During the embassy opening, a taunting event all but designed to inflame tensions, Israeli forces brutally massacred at least 58 Palestinians protesting along the Gaza border—including women and children. Many were killed by sniper fire hundreds of yards away. Weiss, however, saw no connection between the protests and the embassy launch.
“Bill, I love you, but the riots were not caused by the embassy move,” said Weiss. “They’re not linked. When Hamas attacked Israel in 2008, when Hamas attacked Israel in 2012, when it attacked Israel in 2014, the embassy was in Tel Aviv all of those times… They intentionally moved up the day so that it would coincide with the day of the embassy move so that we would all be disgusted and heartbroken when we saw this horrible split-screen of Ivanka Trump, looking like she was at a country club, next to poor, desperate people dying in Gaza.”

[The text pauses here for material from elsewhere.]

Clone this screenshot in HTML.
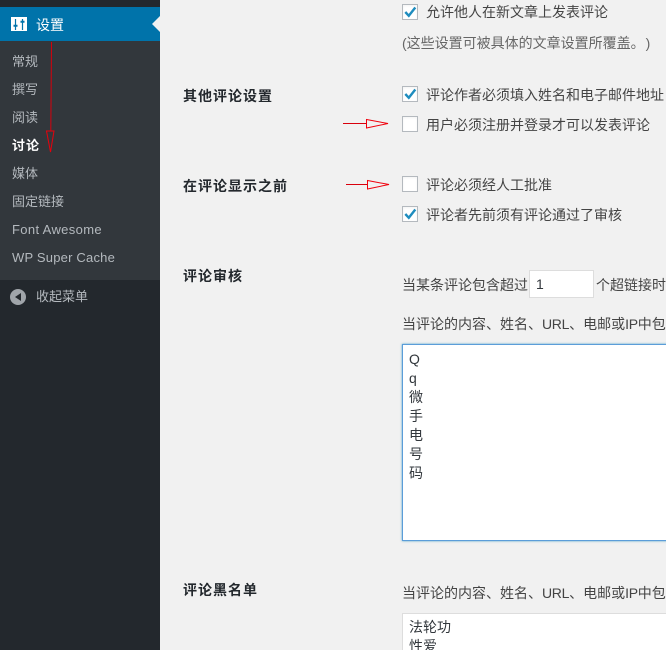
<!DOCTYPE html>
<html lang="zh">
<head>
<meta charset="utf-8">
<style>
html,body{margin:0;padding:0;width:666px;height:650px;overflow:hidden;background:#f1f1f1}
body{position:relative;font-family:"Liberation Sans","Noto Sans CJK SC","WenQuanYi Zen Hei",sans-serif;font-size:14px;color:#444}
.a{position:absolute;white-space:nowrap}
#side{position:absolute;left:0;top:0;width:160px;height:650px;background:#23282d}
#cur{position:absolute;left:0;top:7px;width:160px;height:34px;background:#0073aa}
#sub{position:absolute;left:0;top:41px;width:160px;height:239px;background:#32373c}
.m{position:absolute;left:12px;font-size:13px;line-height:18px;color:#b4b9be;white-space:nowrap}
.l{letter-spacing:.35px}
.t{line-height:20px;left:426px;color:#444}
.h{line-height:20px;left:183px;font-weight:bold;color:#23282d;letter-spacing:1px}
.c{position:absolute;left:402px;width:14px;height:14px;border:1px solid #b4b9be;background:#fff;box-shadow:inset 0 1px 2px rgba(0,0,0,.05)}
.c svg{position:absolute;left:0;top:0}
.ta{position:absolute;background:#fff;box-sizing:border-box;font-size:14px;line-height:19px;color:#32373c;padding:5px 6px;overflow:hidden}
.n{letter-spacing:-.3px}
</style>
</head>
<body>
<div id="side"></div>
<div id="cur"></div>
<div id="sub"></div>

<svg class="a" style="left:11px;top:17px" width="16" height="14" viewBox="0 0 16 14"><rect width="16" height="14" fill="#fff"/><path d="M4.500 2V13M11.500 2V13" stroke="#0073aa" stroke-width="1.200"/><path d="M2.500 8.700H6.500M9.500 4.700H13.500" stroke="#0073aa" stroke-width="2"/></svg>
<div class="a" style="left:36px;top:16px;font-size:14px;line-height:18px;color:#fff">设置</div>
<svg class="a" style="left:152px;top:16px" width="8" height="16" viewBox="0 0 8 16"><path d="M8 0V16L0 8Z" fill="#f1f1f1"/></svg>

<div class="m" style="top:53px">常规</div>
<div class="m" style="top:81px">撰写</div>
<div class="m" style="top:109px">阅读</div>
<div class="m" style="top:137px;color:#fff;font-weight:bold;letter-spacing:1px">讨论</div>
<div class="m" style="top:165px">媒体</div>
<div class="m" style="top:193px">固定链接</div>
<div class="m l" style="top:221px">Font Awesome</div>
<div class="m l" style="top:249px;letter-spacing:.2px">WP Super Cache</div>

<svg class="a" style="left:10px;top:289px" width="16" height="16" viewBox="0 0 16 16"><circle cx="8" cy="8" r="8" fill="#a0a5aa"/><path d="M5 8L11 4V12Z" fill="#23282d"/></svg>
<div class="m" style="left:36px;top:288px">收起菜单</div>

<svg class="a" style="left:44px;top:40px" width="14" height="114" viewBox="0 0 14 114"><path d="M7.500 2L6.800 91" stroke="#d8000c" stroke-width="1" fill="none"/><path d="M2.500 91H10L6.500 112Z" stroke="#e8000c" stroke-width="1" fill="none"/></svg>

<div class="c" style="top:4px"><svg width="14" height="14" viewBox="0 0 14 14"><path d="M2.300 7L5.800 10.800L12.300 2.500" stroke="#1e8cbe" stroke-width="2.400" fill="none"/></svg></div>
<div class="a t" style="top:2px">允许他人在新文章上发表评论</div>
<div class="a t" style="left:402px;top:33px;color:#666">(这些设置可被具体的文章设置所覆盖。<span style="margin-left:8px">)</span></div>

<div class="a h" style="top:86px">其他评论设置</div>
<div class="c" style="top:86px"><svg width="14" height="14" viewBox="0 0 14 14"><path d="M2.300 7L5.800 10.800L12.300 2.500" stroke="#1e8cbe" stroke-width="2.400" fill="none"/></svg></div>
<div class="a t" style="top:85px">评论作者必须填入姓名和电子邮件地址</div>
<div class="c" style="top:116px"></div>
<div class="a t" style="top:115px">用户必须注册并登录才可以发表评论</div>
<svg class="a" style="left:342px;top:116px" width="50" height="16" viewBox="0 0 50 16"><path d="M1 7.500H24" stroke="#d8000c"/><path d="M24.500 3.500V12L46 7.500Z" stroke="#f0000c" fill="none"/></svg>

<div class="a h" style="top:176px">在评论显示之前</div>
<div class="c" style="top:176px"></div>
<div class="a t" style="top:175px">评论必须经人工批准</div>
<svg class="a" style="left:345px;top:177px" width="50" height="16" viewBox="0 0 50 16"><path d="M1 7.500H22" stroke="#d8000c"/><path d="M22.500 3.500V12L44 7.500Z" stroke="#f0000c" fill="none"/></svg>
<div class="c" style="top:206px"><svg width="14" height="14" viewBox="0 0 14 14"><path d="M2.300 7L5.800 10.800L12.300 2.500" stroke="#1e8cbe" stroke-width="2.400" fill="none"/></svg></div>
<div class="a t" style="top:205px">评论者先前须有评论通过了审核</div>

<div class="a h" style="top:266px">评论审核</div>
<div class="a t" style="left:402px;top:275px">当某条评论包含超过</div>
<div class="a" style="left:529px;top:270px;width:65px;height:28px;box-sizing:border-box;border:1px solid #ddd;background:#fff;line-height:26px;padding-left:6px;font-size:14px;color:#32373c">1</div>
<div class="a t" style="left:596px;top:275px">个超链接时</div>
<div class="a t" style="left:402px;top:314px">当评论的内容、姓名、<span class="n">URL</span>、电邮或<span class="n">IP</span>中包含</div>
<div class="ta" style="left:402px;top:344px;width:280px;height:197px;border:1px solid #5b9dd9;box-shadow:0 0 2px rgba(30,140,190,.8)">Q<br>q<br>微<br>手<br>电<br>号<br>码</div>

<div class="a h" style="top:580px">评论黑名单</div>
<div class="a t" style="left:402px;top:583px">当评论的内容、姓名、<span class="n">URL</span>、电邮或<span class="n">IP</span>中包含</div>
<div class="ta" style="left:402px;top:613px;width:280px;height:60px;border:1px solid #ddd;padding-top:4px">法轮功<br>性爱</div>
</body>
</html>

The first line set me back. How can you blame both sides when one side is being gunned down by snipers, and the other is armed, at best, with rocks? When one side is killing children?
But Bari Weiss managed to top it. How horrible that the Palestinian people planned their protest strategically? Why didn’t they schedule it for a day when it wouldn’t make Ivanka Trump look bad?

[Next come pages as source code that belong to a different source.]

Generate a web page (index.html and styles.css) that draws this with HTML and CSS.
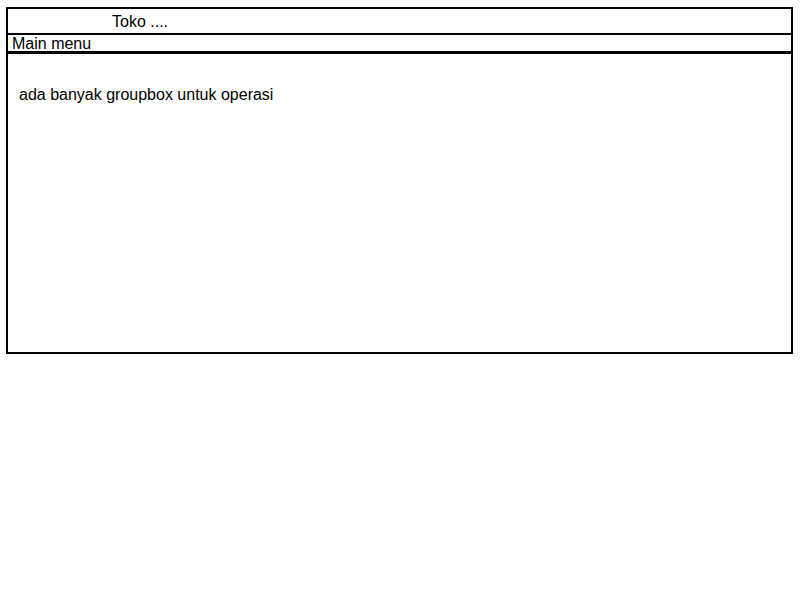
FILE: index.html
```html
<!DOCTYPE html>
<html>
<head>
<meta charset="utf-8">
<link rel="stylesheet" href="styles.css">
</head>
<body>
<div class="window">
  <div class="title">Toko ....</div>
  <div class="menu">Main menu</div>
  <div class="content">
    <p class="note">ada banyak groupbox untuk operasi</p>
  </div>
</div>
</body>
</html>
```
FILE: styles.css
```css
html, body {
  margin: 0;
  padding: 0;
  background: #fff;
}
body {
  padding: 7px 0 0 6px;
  font-family: "Liberation Sans", Arial, sans-serif;
  font-size: 16px;
  color: #000;
}
.window {
  width: 783px;
  height: 343px;
  border: 2px solid #000;
  display: flex;
  flex-direction: column;
}
.title {
  height: 23px;
  line-height: 24px;
  padding: 1px 0 0 104px;
  border-bottom: 2px solid #000;
}
.menu {
  height: 15px;
  line-height: 16px;
  padding: 1px 0 0 4px;
  border-bottom: 3px solid #000;
}
.content {
  flex: 1;
  padding: 32px 0 0 11px;
}
.note {
  margin: 0;
  line-height: 18px;
}
```
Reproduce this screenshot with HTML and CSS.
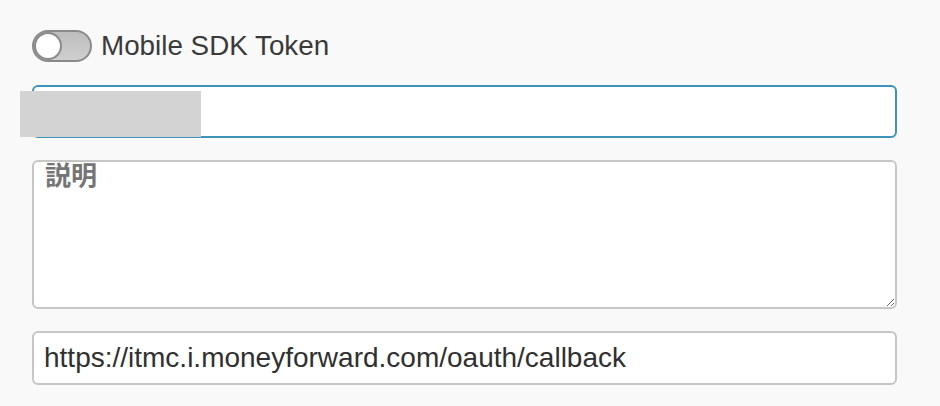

Talk about missing the whole point…it reminds me of the furious complaints when Black Lives Matter protests inconvenience people. How dare they march where people would notice! Couldn’t they just march down streets in the middle of nowhere that weren’t full of busy white people trying to get to a football game?
Just remember that Martin Luther King Jr. also protested strategically.

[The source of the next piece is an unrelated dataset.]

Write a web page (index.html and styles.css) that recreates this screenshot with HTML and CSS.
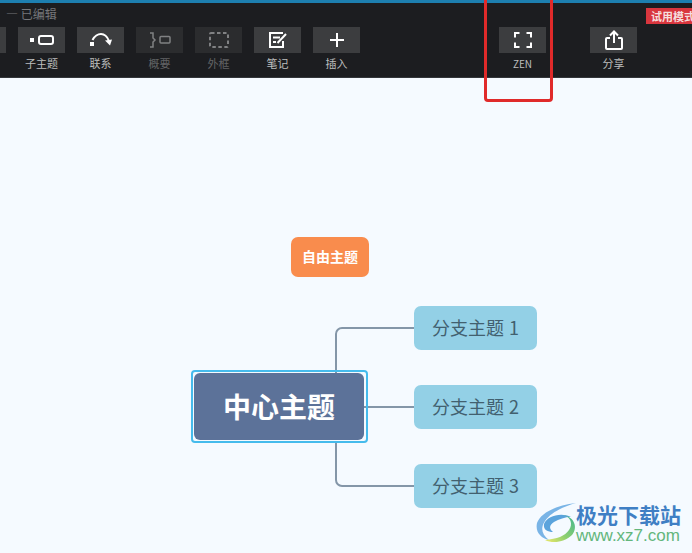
FILE: index.html
```html
<!DOCTYPE html>
<html lang="zh-CN">
<head>
  <meta charset="UTF-8" />
  <meta name="viewport" content="width=device-width, initial-scale=1.0" />
  <title>思维导图</title>
  <link rel="stylesheet" href="styles.css">
</head>
<body>
  <header class="topbar">
    <div class="doc-title">— 已编辑</div>
    <div class="tools">
      <div class="tool tool-cut"><span class="tool-btn"></span></div>
      <div class="tool">
        <span class="tool-btn">
          <svg width="24" height="12" viewBox="0 0 24 12"><rect x="0" y="4" width="4" height="4" fill="#fff"/><rect x="9" y="2" width="14" height="8" rx="2" fill="none" stroke="#fff" stroke-width="2"/></svg>
        </span>
        <span class="tool-label">子主题</span>
      </div>
      <div class="tool">
        <span class="tool-btn">
          <svg width="24" height="16" viewBox="0 0 24 16"><rect x="1" y="10" width="4" height="4" fill="#fff"/><path d="M3.500 8C6 3.500 9 2 12 2s6 2 8 7" fill="none" stroke="#fff" stroke-width="2"/><path d="M16 8.500l5 5 2-6z" fill="#fff"/></svg>
        </span>
        <span class="tool-label">联系</span>
      </div>
      <div class="tool tool-off">
        <span class="tool-btn">
          <svg width="22" height="16" viewBox="0 0 22 16"><path d="M1 1h3v5l2 2-2 2v5H1" fill="none" stroke="#808183" stroke-width="1.500"/><rect x="11" y="4.500" width="10" height="6.500" rx="1" fill="none" stroke="#808183" stroke-width="1.500"/></svg>
        </span>
        <span class="tool-label">概要</span>
      </div>
      <div class="tool tool-off">
        <span class="tool-btn">
          <svg width="22" height="18" viewBox="0 0 22 18"><rect x="2" y="2" width="18" height="14" rx="1" fill="none" stroke="#808183" stroke-width="2" stroke-dasharray="3.500 2.500"/></svg>
        </span>
        <span class="tool-label">外框</span>
      </div>
      <div class="tool">
        <span class="tool-btn">
          <svg width="20" height="18" viewBox="0 0 20 18"><path d="M15 2H2v14h13v-6" fill="none" stroke="#fff" stroke-width="2"/><path d="M5 6.500h7M5 11h3" stroke="#fff" stroke-width="1.800"/><path d="M9.500 12L18 3" stroke="#fff" stroke-width="2"/></svg>
        </span>
        <span class="tool-label">笔记</span>
      </div>
      <div class="tool">
        <span class="tool-btn">
          <svg width="16" height="16" viewBox="0 0 16 16"><path d="M8 1v14M1 8h14" stroke="#fff" stroke-width="2"/></svg>
        </span>
        <span class="tool-label">插入</span>
      </div>
      <div class="tool tool-zen">
        <span class="tool-btn">
          <svg width="18" height="16" viewBox="0 0 18 16"><path d="M5.500 1H1v4.500M12.500 1H17v4.500M5.500 15H1v-4.500M12.500 15H17v-4.500" fill="none" stroke="#fff" stroke-width="2"/></svg>
        </span>
        <span class="tool-label">ZEN</span>
      </div>
      <div class="tool tool-share">
        <span class="tool-btn">
          <svg width="18" height="20" viewBox="0 0 18 20"><path d="M5 8H2a1 1 0 0 0-1 1v9a1 1 0 0 0 1 1h14a1 1 0 0 0 1-1V9a1 1 0 0 0-1-1h-3" fill="none" stroke="#fff" stroke-width="2"/><path d="M9 13V2M5 5.500L9 1.500l4 4" fill="none" stroke="#fff" stroke-width="2"/></svg>
        </span>
        <span class="tool-label">分享</span>
      </div>
    </div>
    <div class="trial-badge">试用模式</div>
  </header>

  <main class="canvas">
    <svg class="links" width="692" height="476" viewBox="0 0 692 476">
      <path d="M336 295V256a6 6 0 0 1 6-6H414" />
      <path d="M364 329H414" />
      <path d="M336 363V402a6 6 0 0 0 6 6H414" />
    </svg>
    <div class="node node-free">自由主题</div>
    <div class="node-focus"><div class="node node-center">中心主题</div></div>
    <div class="node node-branch branch-1">分支主题 1</div>
    <div class="node node-branch branch-2">分支主题 2</div>
    <div class="node node-branch branch-3">分支主题 3</div>

    <div class="watermark">
      <svg class="watermark-logo" width="46" height="42" viewBox="0 0 46 42">
        <defs>
          <linearGradient id="swirl" x1="0.900" y1="0.100" x2="0.100" y2="0.900">
            <stop offset="0" stop-color="#4fb98a"/>
            <stop offset="0.600" stop-color="#8fd06f"/>
            <stop offset="1" stop-color="#dbe36a"/>
          </linearGradient>
        </defs>
        <path d="M43 1C25 3 8 10 4 21c-2 9 4 15 12 17-7-5-9-12-4-19C18 10 32 4 43 1z" fill="#79b4e6"/>
        <path d="M38 15c-10-5-24-1-27 7-1 6 4 8 9 8-4-3-4-7 1-10 5-3 11-5 17-5z" fill="#5aa3dc"/>
        <path d="M30 13c8 2 10 9 6 15-4 6-12 9-24 10 8 4 20 2 27-5 6-7 3-18-9-20z" fill="url(#swirl)"/>
      </svg>
      <div class="watermark-text">
        <div class="watermark-name">极光下载站</div>
        <div class="watermark-url">www.xz7.com</div>
      </div>
    </div>
  </main>

  <div class="zen-mark"></div>
</body>
</html>
```

FILE: styles.css
```css
* {
  box-sizing: border-box;
}
html, body {
  height: 100%;
}
body {
  margin: 0;
  position: relative;
  overflow: hidden;
  font-family: "Noto Sans CJK SC", "Liberation Sans", sans-serif;
  background-color: #f5faff;
}

/* top toolbar */
.topbar {
  position: relative;
  height: 78px;
  background-color: #1c1d20;
  border-top: 3px solid #1d7fb0;
  border-bottom: 1px solid #33363a;
  overflow: hidden;
}
.doc-title {
  height: 24px;
  padding: 2px 0 0 6px;
  font-size: 12px;
  line-height: 18px;
  color: #76777a;
}
.tools {
  display: flex;
  gap: 12px;
  margin-left: -41px;
}
.tool {
  display: flex;
  flex-direction: column;
  align-items: center;
  width: 47px;
  flex: none;
}
.tool-btn {
  display: flex;
  align-items: center;
  justify-content: center;
  width: 47px;
  height: 26px;
  background-color: #3c3d3f;
}
.tool-label {
  margin-top: 3px;
  font-size: 11px;
  line-height: 15px;
  white-space: nowrap;
  color: #bdbdbd;
}
.tool-off .tool-btn {
  background-color: #2b2c2e;
}
.tool-off .tool-label {
  color: #626365;
}
.tool-zen {
  margin-left: 127px;
}
.tool-zen .tool-label {
  font-size: 10px;
}
.tool-share {
  margin-left: 32px;
}
.trial-badge {
  position: absolute;
  left: 646px;
  top: 5px;
  width: 60px;
  height: 16px;
  padding-left: 5px;
  font-size: 11px;
  font-weight: 700;
  line-height: 16px;
  white-space: nowrap;
  color: #f6dede;
  background-color: #d9363e;
}

/* mind map, nodes sit on a free canvas */
.canvas {
  position: relative;
  height: 475px;
  overflow: hidden;
}
.links {
  position: absolute;
  left: 0;
  top: 0;
}
.links path {
  fill: none;
  stroke: #8496a8;
  stroke-width: 2;
}
.node {
  position: absolute;
  display: flex;
  align-items: center;
  justify-content: center;
  padding-bottom: 2px;
  white-space: nowrap;
}
.node-free {
  left: 291px;
  top: 159px;
  width: 78px;
  height: 40px;
  border-radius: 7px;
  font-size: 14px;
  font-weight: 700;
  color: #fff;
  background-color: #f98c4d;
}
.node-focus {
  position: absolute;
  left: 191px;
  top: 292px;
  width: 177px;
  height: 73px;
  border: 2px solid #45bbec;
  border-radius: 4px;
}
.node-center {
  left: 1px;
  top: 1px;
  width: 170px;
  height: 67px;
  border-radius: 6px;
  font-size: 28px;
  font-weight: 700;
  color: #fff;
  background-color: #5c7299;
}
.node-branch {
  left: 414px;
  width: 123px;
  height: 44px;
  border-radius: 7px;
  font-size: 18px;
  word-spacing: 1px;
  color: #42606f;
  background-color: #93d0e6;
}
.branch-1 {
  top: 228px;
}
.branch-2 {
  top: 307px;
}
.branch-3 {
  top: 386px;
}

/* site watermark, bottom right */
.watermark {
  position: absolute;
  left: 533px;
  top: 423px;
  display: flex;
  align-items: center;
}
.watermark-logo {
  flex: none;
}
.watermark-text {
  margin-left: -3px;
}
.watermark-name {
  font-size: 21px;
  font-weight: 700;
  line-height: 26px;
  white-space: nowrap;
  color: #3f7fc4;
}
.watermark-url {
  font-family: "Liberation Sans", sans-serif;
  font-size: 17px;
  line-height: 18px;
  white-space: nowrap;
  color: #63b67c;
}

/* red highlight around the ZEN button */
.zen-mark {
  position: absolute;
  left: 484px;
  top: -6px;
  width: 69px;
  height: 108px;
  border: 3px solid #e02a2a;
  border-radius: 4px;
}
```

Let us remember not just King’s words, but also his actions. King was in his 20s when he helped coordinate the Montgomery bus boycott, which lasted more than a year and brought the city to its knees. Too often today, we hear that protests for justice and equality are being done “wrong.” They’re too intrusive; they’re too loud. But one wonders how the country can laud King, whose efforts shut down public transportation in an entire city, but chastise Colin Kaepernick (also in his 20s) for his peaceful protest of taking a knee at a football game.
It was King’s desire that we each examine our role in the fight for civil liberties, justice and equality. It is not enough to consider ourselves simply “allies” in the fight. Instead, we must put our heads down, listen more, and do the work of improving the lives of a marginalized community to which we don’t belong. Then, and only then, might someone in that community determine that we are worthy of the term.
“Accomplice,” not “ally,” should be the goal. An ally is one who acknowledges there is a problem. An accomplice is one who acknowledges there is a problem and then commits to stand in the gap for those less fortunate than themselves, without hope or expectation of reward. An ally is passive; an accomplice is active.
When you’re more concerned about exposing the superficiality of Princess Ivanka and Slumlord Jared then you are about people being shot in the street, you’re being an accomplice, all right — to the wrong side.